Persepsi tersebut, katanya, berdampak pada cara penegak hukum yang “tidak proporsional” dalam pendekatan terhadap para pengunjuk rasa pro-Palestina.

Persepsi ini juga berdampak pada lingkungan kerja dengan pemecatan karyawan, dan di sekolah-sekolah dengan pelecehan terhadap siswa asal Palestina.

Laporan kekerasan terhadap komunitas Muslim meningkat tiga kali lipat, menurut CAIR. Hingga 25 Oktober, mereka telah menerima 774 pengaduan sejak 7 Oktober.

Sebagai perbandingan, pada bulan Agustus mereka menerima 63 pengaduan.

‘Tingkat tertinggi’ kasus antisemitisme

Aksi kekerasan di Gaza, dan Israel juga sangat membebani komunitas Yahudi di Amerika Serikat.

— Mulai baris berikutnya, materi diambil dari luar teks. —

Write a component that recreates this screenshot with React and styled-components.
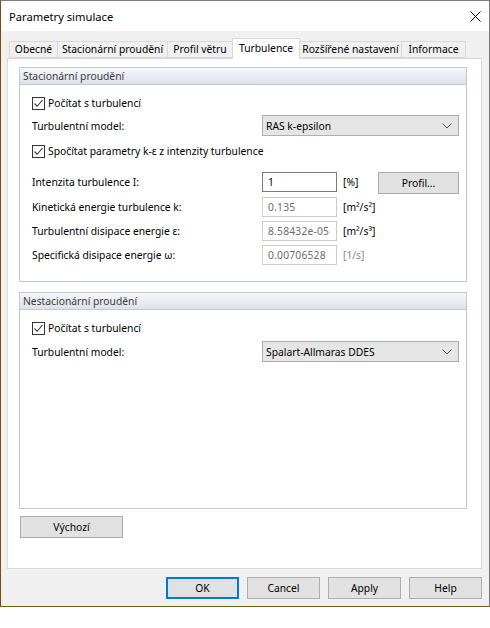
import React from 'react';
import styled, { createGlobalStyle } from 'styled-components';

const Global = createGlobalStyle`
  html, body { margin: 0; padding: 0; background: #ffffff; }
  body {
    font-family: "Noto Sans", "Liberation Sans", sans-serif;
    font-size: 10.3px;
    color: #000;
  }
  * { box-sizing: border-box; }
`;

const Window = styled.div`
  width: 490px;
  height: 607px;
  border: 1px solid #7d7d7d;
  border-left-color: #7a4b16;
  border-bottom-color: #6f5b1f;
  background: #f0f0f0;
  display: flex;
  flex-direction: column;
`;

const TitleBar = styled.div`
  height: 30px;
  background: #fff;
  display: flex;
  align-items: center;
  justify-content: space-between;
  padding-left: 8px;
  flex-shrink: 0;
`;

const Title = styled.span`
  font-size: 11.2px;
  color: #000;
`;

const CloseBtn = styled.div`
  width: 28px;
  height: 30px;
  display: flex;
  align-items: center;
  justify-content: center;
`;

const Body = styled.div`
  flex: 1;
  display: flex;
  flex-direction: column;
  padding: 7px 7px 0 6px;
`;

const TabStrip = styled.div`
  display: flex;
  align-items: flex-end;
  height: 20px;
  padding-left: 2px;
  position: relative;
  z-index: 1;
`;

const Tab = styled.div`
  width: ${p => p.$w}px;
  height: ${p => (p.$active ? 21 : 17)}px;
  margin-left: -1px;
  margin-bottom: ${p => (p.$active ? -1 : 0)}px;
  &:first-child { margin-left: 0; }
  border: 1px solid #d9d9d9;
  border-bottom: ${p => (p.$active ? 'none' : '1px solid #d9d9d9')};
  background: ${p => (p.$active ? '#fff' : '#f0f0f0')};
  display: flex;
  align-items: center;
  justify-content: center;
  padding-bottom: ${p => (p.$active ? 3 : 1)}px;
  white-space: nowrap;
  position: relative;
  z-index: ${p => (p.$active ? 2 : 1)};
`;

const Panel = styled.div`
  height: 511px;
  background: #fff;
  border: 1px solid #d9d9d9;
  padding: 8px 14px 0 11px;
  display: flex;
  flex-direction: column;
`;

const Group = styled.div`
  height: ${p => p.$h}px;
  margin-top: ${p => p.$mt || 0}px;
  border: 1px solid #c3c8d6;
  display: flex;
  flex-direction: column;
`;

const GroupHeader = styled.div`
  height: 17px;
  background: linear-gradient(#f6f7fa, #dde1ea);
  border-bottom: 1px solid #c3c8d6;
  padding-left: 3px;
  display: flex;
  align-items: center;
  color: #3c3c3c;
  white-space: nowrap;
`;

const GroupBody = styled.div`
  padding-left: 12px;
  display: flex;
  flex-direction: column;
`;

const Row = styled.div`
  display: flex;
  align-items: ${p => p.$align || 'center'};
  height: ${p => p.$h}px;
  margin-top: ${p => p.$mt}px;
  white-space: nowrap;
`;

const Label = styled.div`
  width: 230px;
  flex-shrink: 0;
  line-height: 20px;
  color: #000;
`;

const CheckWrap = styled.label`
  display: flex;
  align-items: center;
  gap: 3px;
  color: #000;
`;

const Box = styled.span`
  width: 13px;
  height: 13px;
  border: 1px solid #333;
  background: #fff;
  display: flex;
  align-items: center;
  justify-content: center;
`;

const Select = styled.div`
  width: 197px;
  height: 21px;
  background: #e5e5e5;
  border: 1px solid #adadad;
  display: flex;
  align-items: center;
  justify-content: space-between;
  padding: 0 6px 0 3px;
`;

const Input = styled.div`
  width: 75px;
  height: 20px;
  border: 1px solid ${p => (p.$disabled ? '#cccccc' : '#7a7a7a')};
  background: #fff;
  color: ${p => (p.$disabled ? '#6d6d6d' : '#000')};
  padding-left: 5px;
  display: flex;
  align-items: center;
  letter-spacing: ${p => (p.$disabled ? '0.2px' : '0')};
`;

const Unit = styled.div`
  margin-left: 6px;
  line-height: 20px;
  color: ${p => (p.$disabled ? '#8a8a8a' : '#000')};
  width: 35px;
`;

const Button = styled.div`
  width: ${p => p.$w}px;
  height: ${p => p.$h || 22}px;
  margin-left: ${p => p.$ml || 0}px;
  background: #e1e1e1;
  border: ${p => (p.$default ? '2px solid #0078d7' : '1px solid #adadad')};
  display: flex;
  align-items: center;
  justify-content: center;
  color: #000;
  flex-shrink: 0;
`;

const Footer = styled.div`
  display: flex;
  justify-content: flex-end;
  gap: 8px;
  margin-top: 8px;
`;

const Check = () => (
  <svg width="11" height="11" viewBox="0 0 11 11">
    <path d="M1.5 5.5 L4.2 8.3 L9.5 2" fill="none" stroke="#333" strokeWidth="1.1" />
  </svg>
);

const Chevron = () => (
  <svg width="10" height="6" viewBox="0 0 10 6">
    <path d="M0.5 0.5 L5 5 L9.5 0.5" fill="none" stroke="#555" strokeWidth="1" />
  </svg>
);

const CheckRow = ({ mt, children }) => (
  <Row $h={14} $mt={mt}>
    <CheckWrap>
      <Box><Check /></Box>
      {children}
    </CheckWrap>
  </Row>
);

const tabs = [
  ['Obecné', 49],
  ['Stacionární proudění', 111],
  ['Profil větru', 66],
  ['Turbulence', 68, true],
  ['Rozšířené nastavení', 103],
  ['Informace', 65],
];

export default function App() {
  return (
    <>
      <Global />
      <Window>
        <TitleBar>
          <Title>Parametry simulace</Title>
          <CloseBtn>
            <svg width="11" height="11" viewBox="0 0 11 11">
              <path d="M0.5 0.5 L10.5 10.5 M10.5 0.5 L0.5 10.5" stroke="#000" strokeWidth="1" />
            </svg>
          </CloseBtn>
        </TitleBar>
        <Body>
          <TabStrip>
            {tabs.map(([t, w, a]) => (
              <Tab key={t} $w={w} $active={a}>{t}</Tab>
            ))}
          </TabStrip>
          <Panel>
            <Group $h={215}>
              <GroupHeader>Stacionární proudění</GroupHeader>
              <GroupBody>
                <CheckRow mt={11}>Počítat s turbulencí</CheckRow>
                <Row $h={21} $mt={5}>
                  <Label>Turbulentní model:</Label>
                  <Select>RAS k-epsilon<Chevron /></Select>
                </Row>
                <CheckRow mt={8}>Spočítat parametry k-ε z intenzity turbulence</CheckRow>
                <Row $h={22} $mt={14} $align="flex-start">
                  <Label>Intenzita turbulence I:</Label>
                  <Input>1</Input>
                  <Unit>[%]</Unit>
                  <Button $w={81} $h={22}>Profil...</Button>
                </Row>
                <Row $h={20} $mt={3}>
                  <Label>Kinetická energie turbulence k:</Label>
                  <Input $disabled>0.135</Input>
                  <Unit>[m²/s²]</Unit>
                </Row>
                <Row $h={20} $mt={4}>
                  <Label>Turbulentní disipace energie ε:</Label>
                  <Input $disabled>8.58432e-05</Input>
                  <Unit>[m²/s³]</Unit>
                </Row>
                <Row $h={20} $mt={4}>
                  <Label>Specifická disipace energie ω:</Label>
                  <Input $disabled>0.00706528</Input>
                  <Unit $disabled>[1/s]</Unit>
                </Row>
              </GroupBody>
            </Group>
            <Group $h={217} $mt={10}>
              <GroupHeader>Nestacionární proudění</GroupHeader>
              <GroupBody>
                <CheckRow mt={11}>Počítat s turbulencí</CheckRow>
                <Row $h={21} $mt={6}>
                  <Label>Turbulentní model:</Label>
                  <Select>Spalart-Allmaras DDES<Chevron /></Select>
                </Row>
              </GroupBody>
            </Group>
            <Row $h={22} $mt={7}>
              <Button $w={103} $ml={1}>Výchozí</Button>
            </Row>
          </Panel>
          <Footer>
            <Button $w={73} $default>OK</Button>
            <Button $w={73}>Cancel</Button>
            <Button $w={73}>Apply</Button>
            <Button $w={73}>Help</Button>
          </Footer>
        </Body>
      </Window>
    </>
  );
}
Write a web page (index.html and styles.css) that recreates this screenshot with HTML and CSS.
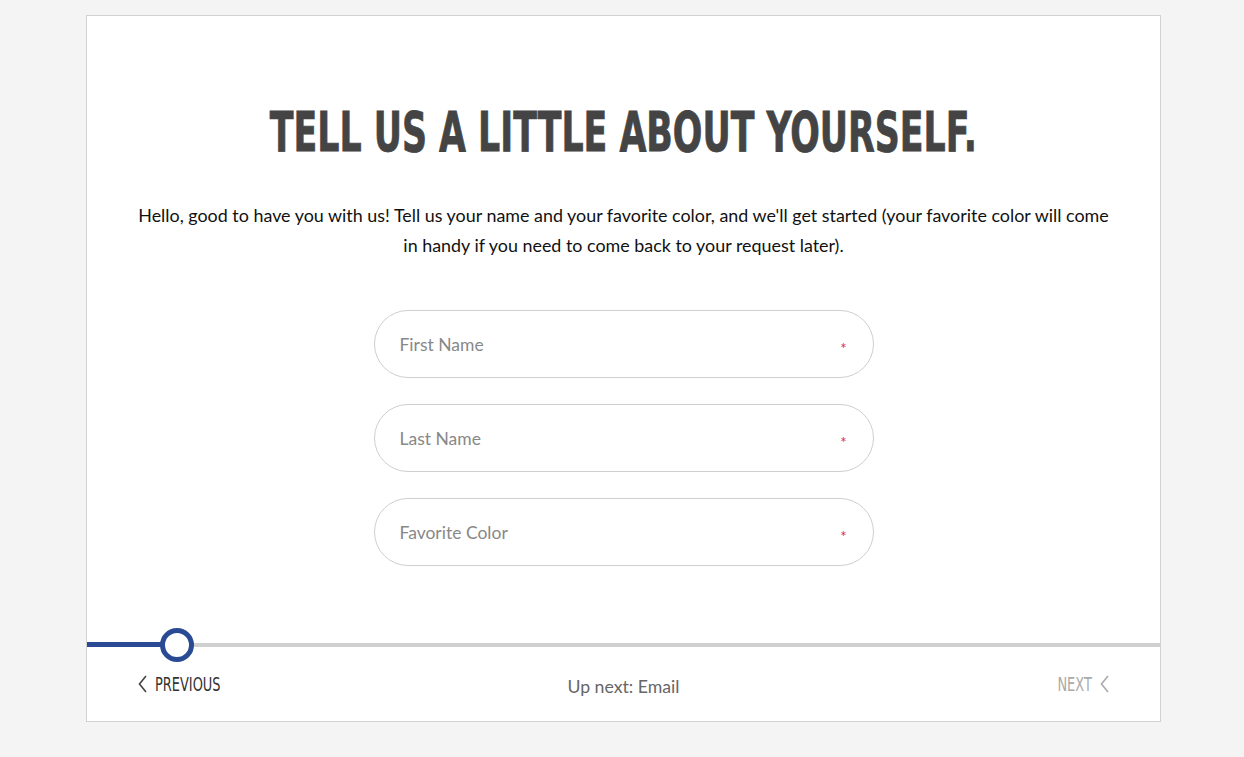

Direktur FBI, Christopher Wray memperingatkan bahwa antisemitisme di negaranya mencapai “tingkat tertinggi” dalam satu tahun terakhir.

Ia mengatakan pada panel senator beberapa waktu lalu, bahwa 60% dari semua ujaran kebencian berdasarkan agama dilakukan terhadap orang-orang Yahudi.

Menurut lembaga anti-ujaran kebencian, Anti-Defamation League, telah terjadi peningkatan 400% kasus pada Oktober jika dibandingkan pada bulan yang sama tahun lalu.

Direktur FBI Christopher Wray melaporkan bahwa peningkatan antisemitisme kemungkinan besar disebabkan oleh konflik di Israel dan Gaza.

Di kampus bergengsi, Universitas Cornell di New York, terdapat pesan-pesan online yang diunggah Selasa kemarin, berisi ancaman pada mahasiswa Yahudi.

Pesan-pesan tersebut juga muncul di hari yang sama ketika grafiti anti-Israel muncul di kampus tersebut, menurut laporan Cornell Daily Sun. Surat kabar lokal ini juga melaporkan serangan yang sama, tentang tulisan-tulisan yang menghina mahasiswa Muslim di sebuah situs.

“Kami telah melihat adanya peningkatan ancaman di seluruh negeri. Mereka terfokus pada orang Yahudi dan orang-orang dalam komunitas Muslim,” kata Robert J. Contee III dari FBI.

Benjamin Ward dari Human Rights Watch menekankan pentingnya ada pernyataan politik yang difokuskan menjembatani perpecahan yang muncul dalam masyarakat di seluruh dunia sebagai akibat dari konflik di Timur Tengah.